The Codex Vaticanus
The Vatican’s Secret Archives Library holds one of the oldest copies of the Bible: The Codex Vaticanus.
For the Holy See, State of the Vatican City and home of the Bishop of Rome, the Vaticanus is the inspired and transmitted Word of God, the most precious of all the manuscripts in the world and the source of other translations of the Bible. Together with Saint Peter’s remains, the Vaticanus represents infallible proof that the Kingdom of Heaven resides with the Bishop of Rome and the Holy See; no-one can go to Heaven without their blessing.
Despite the Vatican’s claim that the mid-fourth century Codex Vaticanus is the oldest full transcript of the New Testament, the real contender for the title is the early-fourth century, Codex Sinaiticus. Third in line and dating around the fifth century is the Codex Alexandrinus. A fourth codex rumored to have been found in Turkey recently, which may also date from the fifth century, refutes Jesus’ crucifixion and denies His Sonship of God, but grants Him the status of prophet, while Saint Paul is considered an imposter. No wonder the Vatican is keen to gain access to this codex!

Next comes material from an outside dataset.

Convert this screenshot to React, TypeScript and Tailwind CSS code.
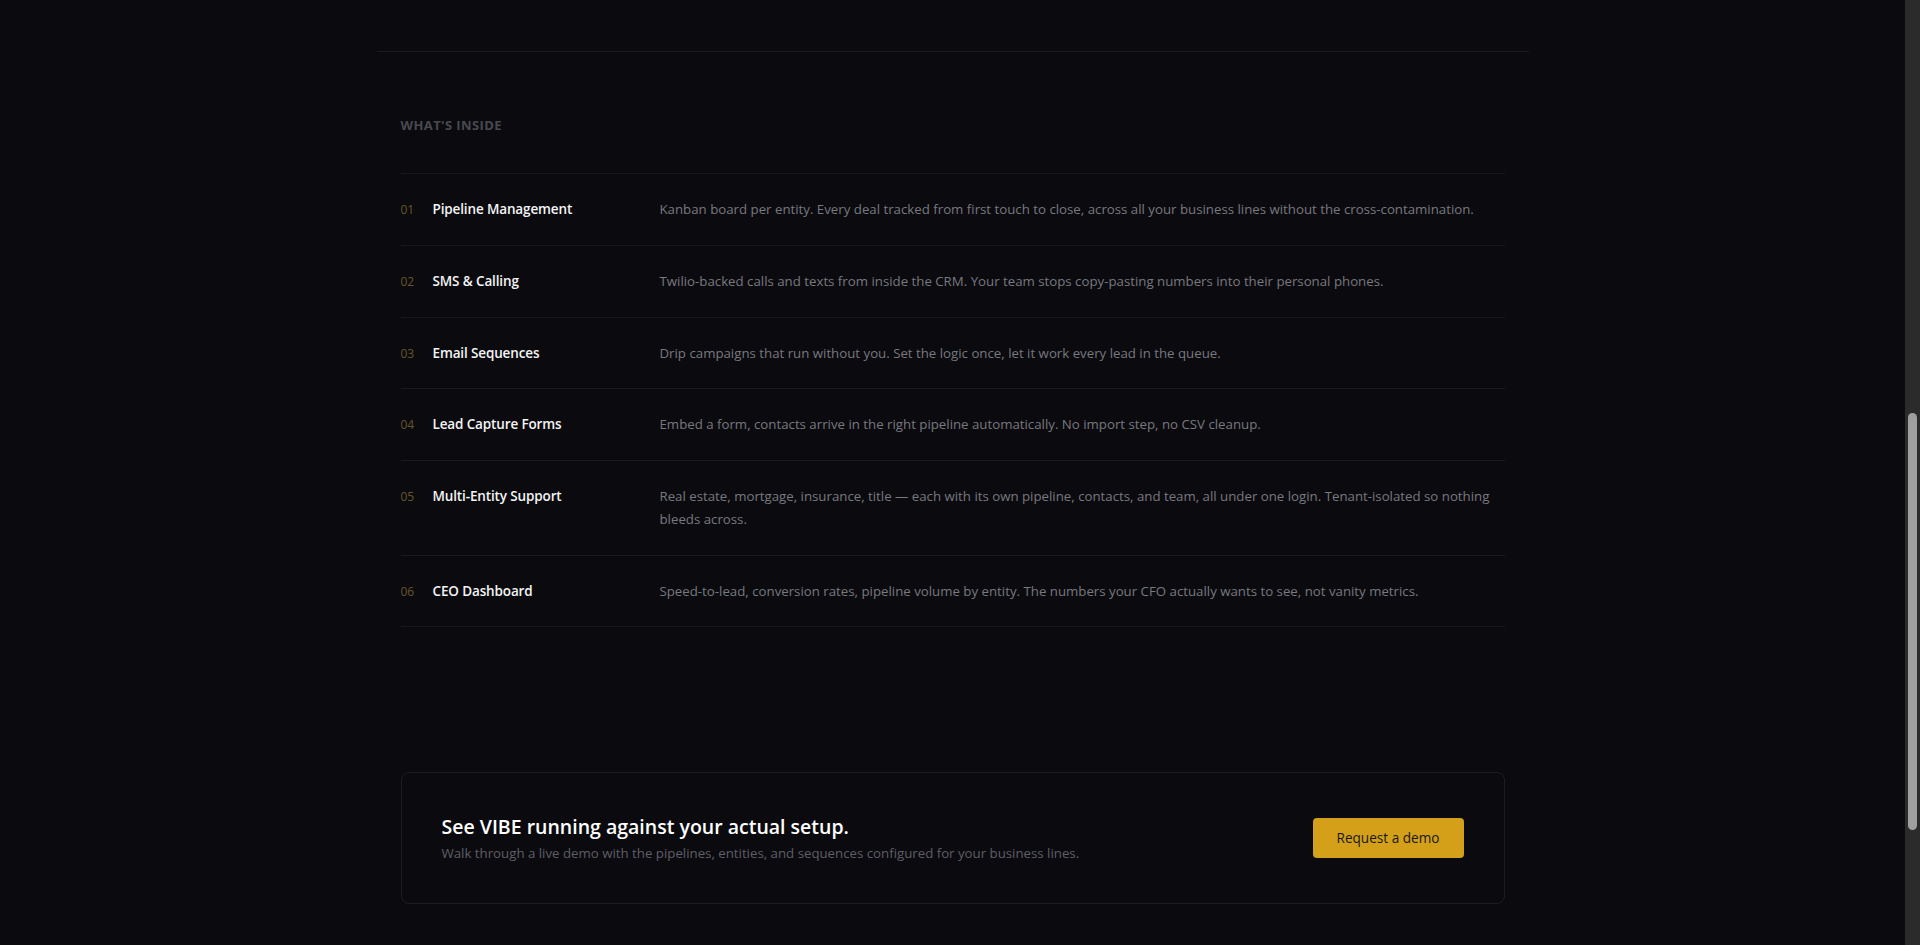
type Feature = { n: string; title: string; desc: string };

const features: Feature[] = [
  {
    n: "01",
    title: "Pipeline Management",
    desc: "Kanban board per entity. Every deal tracked from first touch to close, across all your business lines without the cross-contamination.",
  },
  {
    n: "02",
    title: "SMS & Calling",
    desc: "Twilio-backed calls and texts from inside the CRM. Your team stops copy-pasting numbers into their personal phones.",
  },
  {
    n: "03",
    title: "Email Sequences",
    desc: "Drip campaigns that run without you. Set the logic once, let it work every lead in the queue.",
  },
  {
    n: "04",
    title: "Lead Capture Forms",
    desc: "Embed a form, contacts arrive in the right pipeline automatically. No import step, no CSV cleanup.",
  },
  {
    n: "05",
    title: "Multi-Entity Support",
    desc: "Real estate, mortgage, insurance, title — each with its own pipeline, contacts, and team, all under one login. Tenant-isolated so nothing bleeds across.",
  },
  {
    n: "06",
    title: "CEO Dashboard",
    desc: "Speed-to-lead, conversion rates, pipeline volume by entity. The numbers your CFO actually wants to see, not vanity metrics.",
  },
];

function ScrollTrack() {
  // window scrollbar, page scrolled to the features block
  return (
    <aside className="flex w-[15px] shrink-0 justify-start bg-[#2b2b2b] pl-[3px] pt-[413px]">
      <div className="h-[417px] w-[9px] rounded-full bg-[#9f9f9f]" />
    </aside>
  );
}

export default function App() {
  return (
    <div className="flex h-screen overflow-hidden bg-[#0b0b0f] font-['Open_Sans',sans-serif] antialiased">
      <main className="min-w-0 flex-1">
        {/* bottom rule of the section above */}
        <div className="mx-auto h-[52px] max-w-6xl border-b border-[#1a1a20]" />

        <section className="mx-auto max-w-6xl px-6 pt-[65px]">
          <h2 className="text-[13px] leading-4 font-bold uppercase tracking-[0.03em] text-[#48484f]">
            What's inside
          </h2>

          <ul className="mt-[40px] border-t border-[#18181e]">
            {features.map((f) => (
              <li key={f.n} className="flex items-baseline border-b border-[#18181e] py-6">
                <span className="w-8 shrink-0 text-[12px] text-[#66552a]">{f.n}</span>
                <h3 className="w-[227px] shrink-0 text-[13.5px] font-semibold tracking-[-0.01em] text-[#f4f4f5]">
                  {f.title}
                </h3>
                <p className="flex-1 text-[13.25px] leading-[22.75px] text-[#78787f]">{f.desc}</p>
              </li>
            ))}
          </ul>
        </section>

        <section className="mx-auto max-w-6xl px-6 pt-[145px]">
          <div className="flex items-center justify-between rounded-lg border border-[#1d1d23] px-10 py-10">
            <div>
              <h2 className="text-[19.5px] leading-7 font-semibold text-white">
                See VIBE running against your actual setup.
              </h2>
              <p className="mt-0.5 text-[13.25px] leading-5 text-[#5e5e66]">
                Walk through a live demo with the pipelines, entities, and sequences configured for your
                business lines.
              </p>
            </div>
            <button className="h-10 rounded bg-[#d4a01a] px-6 text-[13.6px] font-medium text-[#18181b]">
              Request a demo
            </button>
          </div>
        </section>
      </main>
      <ScrollTrack />
    </div>
  );
}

Although it originates earlier, the Vaticanus has only been with the Vatican since the fifteenth century. With at least three revisions to the text since its discovery, it is impossible to say which part of the codex is untouched. It is also unclear where the Vaticanus originates. Some think Asia Minor, others Egypt, and even Rome has been suggested. Using codices like the Sinaiticus, the Alexandrinus, and the Latin Vulgate, folios at the beginning and the end have been substituted. Despite the Vaticanus in parts being a copy of other texts, none of the texts mentioned, neither the Vaticanus, Sinaiticus, Alexandrinus, nor Vulgate, date from the time of Jesus or his Apostles.
Nobody knows who wrote the Gospels. The earliest snippets of Gospel text date from around 200 CE. From the contents, scholars estimate the primary authorship to date around 65 and 125 CE, making it virtually impossible for the Apostles to have written them. Paul’s Epistles were written before the Gospels and Acts. Original Epistles could have been authored as early as 45 to 60 CE. Of the thirteen letters and the latter part of Acts dedicated to Paul, six could be ascribed to him. The rest are so different, they could not have come from the same city, let alone the pen of one man.
In conclusion, it would appear the Codex Vaticanus is not authentic, but is a copy of other copies and/or texts no longer in existence. The extent to which it differs from original scripts is significant, considering its status. But since original documents do not exist, the authors are unknown, and other texts found over time contradict the privileged rendering of the Holy Roman Catholic Church, the Vatican, who asserts the Vaticanus’ status as the Word of the One, True God, is up for scrutiny.